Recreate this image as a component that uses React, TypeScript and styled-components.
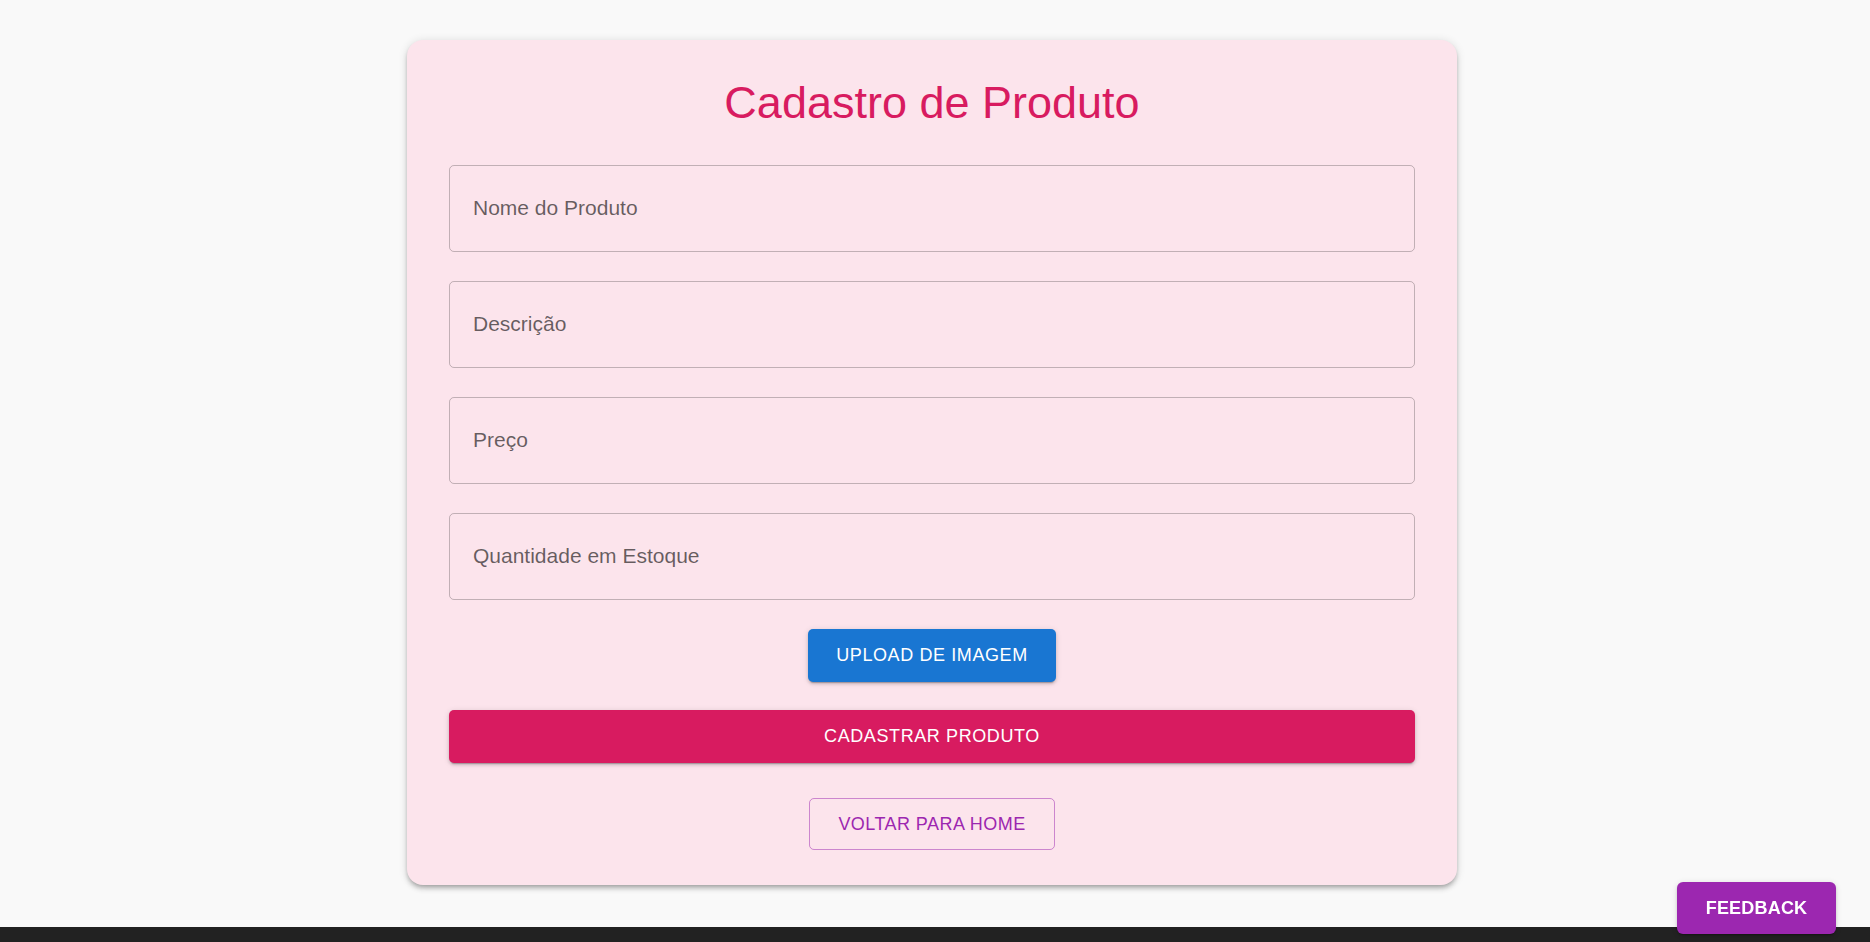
import React from "react";
import styled, { createGlobalStyle } from "styled-components";

const GlobalStyle = createGlobalStyle`
  html, body {
    margin: 0;
    padding: 0;
    background: #f9f9f9;
    font-family: "Liberation Sans", Arial, sans-serif;
  }
  * { box-sizing: border-box; }
`;

const Page = styled.div`
  min-height: 100vh;
  display: flex;
  flex-direction: column;
  background: #f9f9f9;
`;

const Main = styled.main`
  display: flex;
  justify-content: center;
  padding: 40px 6px 42px 0;
`;

const Card = styled.section`
  width: 1050px;
  background: #fce4ec;
  border-radius: 16px;
  padding: 35px 42px;
  box-shadow: 0px 3px 4px -2px rgba(0, 0, 0, 0.22),
    0px 4px 5px 0px rgba(0, 0, 0, 0.14), 0px 1px 10px 0px rgba(0, 0, 0, 0.12);
  display: flex;
  flex-direction: column;
`;

const Title = styled.h1`
  margin: 0 0 36px;
  padding-top: 1px;
  font-size: 45px;
  line-height: 53px;
  font-weight: 400;
  color: #d81b60;
  text-align: center;
`;

const Form = styled.form`
  display: flex;
  flex-direction: column;
  gap: 29px;
`;

const Field = styled.input`
  display: block;
  width: 100%;
  height: 87px;
  border: 1px solid rgba(0, 0, 0, 0.23);
  border-radius: 5px;
  background: transparent;
  padding: 0 23px 2px;
  font-family: "Liberation Sans", Arial, sans-serif;
  font-size: 21px;
  color: rgba(0, 0, 0, 0.87);
  outline: none;
  &::placeholder {
    color: rgba(0, 0, 0, 0.6);
    opacity: 1;
  }
`;

const Button = styled.button<{ $variant: "blue" | "pink" | "outline"; $full?: boolean; $offset?: number }>`
  align-self: ${(p) => (p.$full ? "stretch" : "center")};
  margin-top: ${(p) => p.$offset ?? 0}px;
  height: ${(p) => (p.$variant === "outline" ? 52 : 53)}px;
  padding: 0 28px;
  border-radius: 5px;
  font-family: "Liberation Sans", Arial, sans-serif;
  font-size: 18px;
  letter-spacing: ${(p) => (p.$variant === "outline" ? 0.45 : 0.6)}px;
  font-weight: 400;
  text-transform: uppercase;
  cursor: pointer;
  display: flex;
  align-items: center;
  justify-content: center;
  ${(p) =>
    p.$variant === "outline"
      ? `
    background: transparent;
    color: #9c27b0;
    border: 1px solid rgba(156, 39, 176, 0.5);
  `
      : `
    background: ${p.$variant === "blue" ? "#1976d2" : "#d81b60"};
    color: #ffffff;
    border: none;
    box-shadow: 0px 3px 1px -2px rgba(0,0,0,0.2), 0px 2px 3px 0px rgba(0,0,0,0.14), 0px 1px 6px 0px rgba(0,0,0,0.12);
  `}
`;

const Footer = styled.footer`
  flex: 1;
  min-height: 15px;
  background: #222222;
`;

const FeedbackButton = styled.button`
  position: fixed;
  right: 34px;
  bottom: 8px;
  width: 159px;
  height: 52px;
  border: none;
  border-radius: 6px;
  background: #9c27b0;
  color: #ffffff;
  font-family: "Liberation Sans", Arial, sans-serif;
  font-size: 18px;
  font-weight: 700;
  letter-spacing: 0.2px;
  text-transform: uppercase;
  box-shadow: 0px 3px 1px -2px rgba(0,0,0,0.2), 0px 2px 3px 0px rgba(0,0,0,0.14), 0px 1px 6px 0px rgba(0,0,0,0.12);
  cursor: pointer;
`;

export default function App() {
  return (
    <>
      <GlobalStyle />
      <Page>
        <Main>
          <Card>
            <Title>Cadastro de Produto</Title>
            <Form onSubmit={(e) => e.preventDefault()}>
              <Field placeholder="Nome do Produto" />
              <Field placeholder="Descrição" />
              <Field placeholder="Preço" />
              <Field placeholder="Quantidade em Estoque" />
              <Button type="button" $variant="blue">Upload de Imagem</Button>
              <Button type="submit" $variant="pink" $full $offset={-1}>Cadastrar Produto</Button>
              <Button type="button" $variant="outline" $offset={6}>Voltar para Home</Button>
            </Form>
          </Card>
        </Main>
        <Footer />
      </Page>
      <FeedbackButton>Feedback</FeedbackButton>
    </>
  );
}
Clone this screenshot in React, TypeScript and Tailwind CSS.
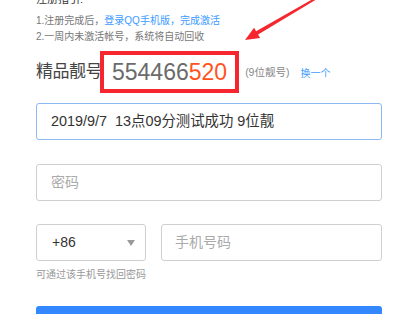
export default function App() {
  return (
    <div
      className="relative w-[418px] h-[314px] overflow-hidden bg-white"
      style={{ fontFamily: '"Liberation Sans", "Noto Sans CJK SC", sans-serif' }}
    >
      <div className="pl-[36px] w-[382px]">
        {/* guide */}
        <div className="-mt-[9px] h-[16px] leading-[16px] text-[11px] text-[#333]">注册指引:</div>
        <div className="mt-[6px] text-[10px] leading-[16px] text-[#777]">
          <div>
            1.注册完成后，<span className="text-[#3d9bff]">登录QQ手机版，完成激活</span>
          </div>
          <div>2.一周内未激活帐号，系统将自动回收</div>
        </div>

        {/* number */}
        <div className="mt-[6px] flex items-center h-[42px]">
          <span className="text-[17px] text-[#444] tracking-[-0.5px]">精品靓号</span>
          <div className="-ml-[2px] h-[42px] border-[4px] border-[#f5262d] px-[8px] flex items-center text-[23px] text-[#6b6b6b]">
            554466<span className="text-[#ff5420]">520</span>
          </div>
          <span className="ml-[6px] mt-[2px] text-[10.5px] text-[#888]">(9位靓号)</span>
          <span className="ml-[11px] mt-[2px] text-[10px] text-[#3d9bff]">换一个</span>
        </div>

        {/* fields */}
        <div className="mt-[10px] h-[37px] rounded-[3px] border border-[#8db9f2] flex items-center px-[14px] text-[14.4px] text-[#333]">
          2019/9/7&nbsp;&nbsp;13点09分测试成功 9位靓
        </div>
        <div className="mt-[24px] h-[37px] rounded-[3px] border border-[#cfcfcf] flex items-center px-[14px] text-[14px] text-[#aaa]">
          密码
        </div>
        <div className="mt-[23px] flex gap-[15px]">
          <div className="w-[110px] h-[37px] rounded-[3px] border border-[#cfcfcf] flex items-center justify-between pl-[15px] pr-[10px] text-[14px] text-[#333]">
            <span>+86</span>
            <svg width="8" height="6" viewBox="0 0 8 6">
              <path d="M0 0 L8 0 L4 6 Z" fill="#9a9a9a" />
            </svg>
          </div>
          <div className="flex-1 h-[37px] rounded-[3px] border border-[#cfcfcf] flex items-center px-[13px] text-[14px] text-[#aaa]">
            手机号码
          </div>
        </div>
        <div className="mt-[6px] text-[10px] leading-[16px] text-[#999]">可通过该手机号找回密码</div>
        <div className="mt-[23px] h-[30px] rounded-[3px] bg-[#3388ff]" />
      </div>

      {/* annotation arrow */}
      <svg className="absolute left-0 top-0" width="418" height="314" viewBox="0 0 418 314">
        <polygon
          points="245,40 254.1,27.7 256.1,31.2 314.5,-1.9 315.5,-0.1 258.1,34.6 260.1,38.1"
          fill="#f5262d"
        />
      </svg>
    </div>
  );
}
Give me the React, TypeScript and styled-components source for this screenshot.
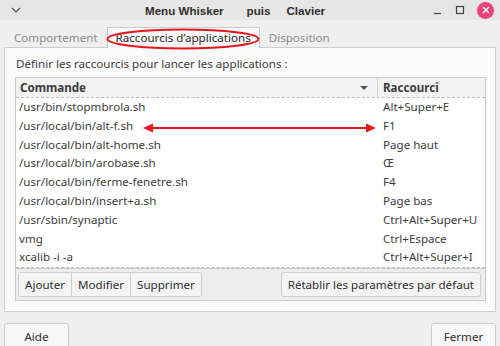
import React from 'react'
import styled, { createGlobalStyle } from 'styled-components'

const rows: [string, string][] = [
  ['/usr/bin/stopmbrola.sh', 'Alt+Super+E'],
  ['/usr/local/bin/alt-f.sh', 'F1'],
  ['/usr/local/bin/alt-home.sh', 'Page haut'],
  ['/usr/local/bin/arobase.sh', 'Œ'],
  ['/usr/local/bin/ferme-fenetre.sh', 'F4'],
  ['/usr/local/bin/insert+a.sh', 'Page bas'],
  ['/usr/sbin/synaptic', 'Ctrl+Alt+Super+U'],
  ['vmg', 'Ctrl+Espace'],
  ['xcalib -i -a', 'Ctrl+Alt+Super+I']
]

const App: React.FC = () => (
  <>
    <GlobalStyle />
    <Window>
      <TitleBar>
        <Chevron width="10" height="6" viewBox="0 0 10 6">
          <path d="M1 1 L5 5 L9 1" fill="none" stroke="#555" strokeWidth="1.2" />
        </Chevron>
        <Title>
          <TitleWord>Menu Whisker</TitleWord>
          <TitleWord gap={23}>puis</TitleWord>
          <TitleWord gap={16}>Clavier</TitleWord>
        </Title>
        <Controls>
          <svg width="10" height="10" viewBox="0 0 10 10">
            <path d="M1 8.5 H8" stroke="#444" strokeWidth="1.2" />
          </svg>
          <svg width="10" height="10" viewBox="0 0 10 10">
            <rect x="1.5" y="1.5" width="7" height="7" fill="none" stroke="#444" strokeWidth="1.2" />
          </svg>
          <CloseButton>
            <svg width="8" height="8" viewBox="0 0 8 8">
              <path d="M1 1 L7 7 M7 1 L1 7" stroke="#fff" strokeWidth="1.4" />
            </svg>
          </CloseButton>
        </Controls>
      </TitleBar>

      <TabBar>
        <Tab>Comportement</Tab>
        <Tab active>
          Raccourcis d’applications
          <Ellipse width="154" height="22" viewBox="0 0 154 22">
            <ellipse cx="77" cy="11" rx="75.5" ry="9.5" fill="none" stroke="#e8151b" strokeWidth="2" />
          </Ellipse>
        </Tab>
        <Tab>Disposition</Tab>
      </TabBar>

      <Panel>
        <Intro>Définir les raccourcis pour lancer les applications :</Intro>
        <Table>
          <HeaderRow>
            <HeaderCell>
              Commande
              <SortArrow />
            </HeaderCell>
            <HeaderCell last>Raccourci</HeaderCell>
          </HeaderRow>
          <Body>
            {rows.map(([cmd, key]) => (
              <Row key={cmd}>
                <Cell>{cmd}</Cell>
                <Cell>{key}</Cell>
              </Row>
            ))}
            <Arrow width="233" height="10" viewBox="0 0 233 10">
              <path d="M8 5 H225" stroke="#e8151b" strokeWidth="2" />
              <path d="M0 5 L10 0.5 L10 9.5 Z" fill="#e8151b" />
              <path d="M233 5 L223 0.5 L223 9.5 Z" fill="#e8151b" />
            </Arrow>
          </Body>
        </Table>
        <ButtonFrame>
          <ButtonGroup>
            <ToolButton>Ajouter</ToolButton>
            <ToolButton>Modifier</ToolButton>
            <ToolButton>Supprimer</ToolButton>
          </ButtonGroup>
          <ToolButton single>Rétablir les paramètres par défaut</ToolButton>
        </ButtonFrame>
      </Panel>

      <Footer>
        <DialogButton>Aide</DialogButton>
        <DialogButton>Fermer</DialogButton>
      </Footer>
    </Window>
  </>
)

const GlobalStyle = createGlobalStyle`
  body {
    margin: 0;
    background: #efefef;
    font-family: 'Noto Sans', 'Open Sans', sans-serif;
    color: #3c3c3c;
  }
`

const Window = styled.div`
  width: 500px;
  height: 346px;
  overflow: hidden;
  background: #efefef;
  font-size: 11.6px;
`

const TitleBar = styled.div`
  height: 20px;
  background: #e6e6e6;
  display: flex;
  align-items: center;
  padding: 0 6px 0 11px;
  box-sizing: border-box;
`

const Chevron = styled.svg`
  flex: none;
`

const Title = styled.div`
  flex: 1;
  display: flex;
  padding-left: 124px;
  font-family: 'Liberation Sans', Arial, sans-serif;
  font-weight: bold;
  font-size: 11.6px;
  color: #2e2e2e;
`

const TitleWord = styled.span<{ gap?: number }>`
  margin-left: ${({ gap }) => gap ?? 0}px;
`

const Controls = styled.div`
  display: flex;
  align-items: center;
  gap: 12px;
`

const CloseButton = styled.div`
  width: 17px;
  height: 17px;
  border-radius: 50%;
  background: #e8437a;
  display: flex;
  align-items: center;
  justify-content: center;
`

const TabBar = styled.div`
  display: flex;
  align-items: flex-end;
  height: 27px;
  padding-left: 5px;
`

const Tab = styled.div<{ active?: boolean }>`
  position: relative;
  height: 20px;
  line-height: 20px;
  padding: 0 8px;
  color: ${({ active }) => (active ? '#2b2b2b' : '#8c8c8c')};
  background: ${({ active }) => (active ? '#fafafa' : 'transparent')};
  border: 1px solid ${({ active }) => (active ? '#cdcdcd' : 'transparent')};
  border-bottom: none;
  margin-bottom: -1px;
  z-index: 1;
`

const Ellipse = styled.svg`
  position: absolute;
  left: -2px;
  top: 0px;
  pointer-events: none;
`

const Panel = styled.div`
  margin: 0 4px;
  background: #fafafa;
  border: 1px solid #cdcdcd;
  padding: 7px 9px 10px 10px;
`

const Intro = styled.div`
  line-height: 17px;
  margin-bottom: 5px;
  padding-left: 1px;
`

const Table = styled.div`
  border: 1px solid #c9c9c9;
  border-bottom: none;
  background: #fff;
`

const HeaderRow = styled.div`
  display: grid;
  grid-template-columns: 362px 1fr;
  height: 19px;
  background: #f2f2f2;
`

const HeaderCell = styled.div<{ last?: boolean }>`
  position: relative;
  font-weight: bold;
  line-height: 19px;
  padding-left: ${({ last }) => (last ? '5px' : '4px')};
  border-right: ${({ last }) => (last ? 'none' : '1px solid #d2d2d2')};
`

const SortArrow = styled.span`
  position: absolute;
  right: 9px;
  top: 8px;
  border-left: 4px solid transparent;
  border-right: 4px solid transparent;
  border-top: 4px solid #555;
`

const Body = styled.div`
  position: relative;
  border-top: 1px dashed #bdbdbd;
  border-bottom: 1px dashed #bdbdbd;
`

const Row = styled.div`
  display: grid;
  grid-template-columns: 362px 1fr;
  height: 18.8px;
`

const Cell = styled.div`
  line-height: 18.8px;
  padding-left: 3px;
  white-space: nowrap;
  &:last-child {
    padding-left: 5px;
  }
`

const Arrow = styled.svg`
  position: absolute;
  left: 127px;
  top: 24.6px;
`

const ButtonFrame = styled.div`
  display: flex;
  justify-content: space-between;
  align-items: center;
  background: #ededed;
  border: 1px solid #cbcbcb;
  padding: 3px 4px 3px 2px;
`

const ButtonGroup = styled.div`
  display: flex;
  border: 1px solid #cfcfcf;
  border-radius: 3px;
  overflow: hidden;
`

const ToolButton = styled.button<{ single?: boolean }>`
  font-family: inherit;
  font-size: 11.6px;
  color: #2f2f2f;
  background: #f4f4f4;
  height: ${({ single }) => (single ? '25px' : '23px')};
  padding: 0 6px;
  border: ${({ single }) => (single ? '1px solid #cfcfcf' : 'none')};
  border-radius: ${({ single }) => (single ? '3px' : '0')};
  & + & {
    border-left: 1px solid #cfcfcf;
  }
`

const Footer = styled.div`
  display: flex;
  justify-content: space-between;
  padding: 11px 4px 0 4px;
`

const DialogButton = styled.button`
  font-family: inherit;
  font-size: 11.6px;
  color: #2f2f2f;
  background: #f7f7f7;
  width: 65px;
  height: 28px;
  border: 1px solid #cbcbcb;
  border-radius: 3px;
  padding: 0 0 2px;
`

export default App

## Task to carry out
Pull every line containing "components" out of the records.

## Reply
Recreate this image as a component that uses React, TypeScript and styled-components.
import styled, { createGlobalStyle } from "styled-components";
Give me the React, TypeScript and styled-components source for this screenshot.
import styled, { createGlobalStyle } from 'styled-components'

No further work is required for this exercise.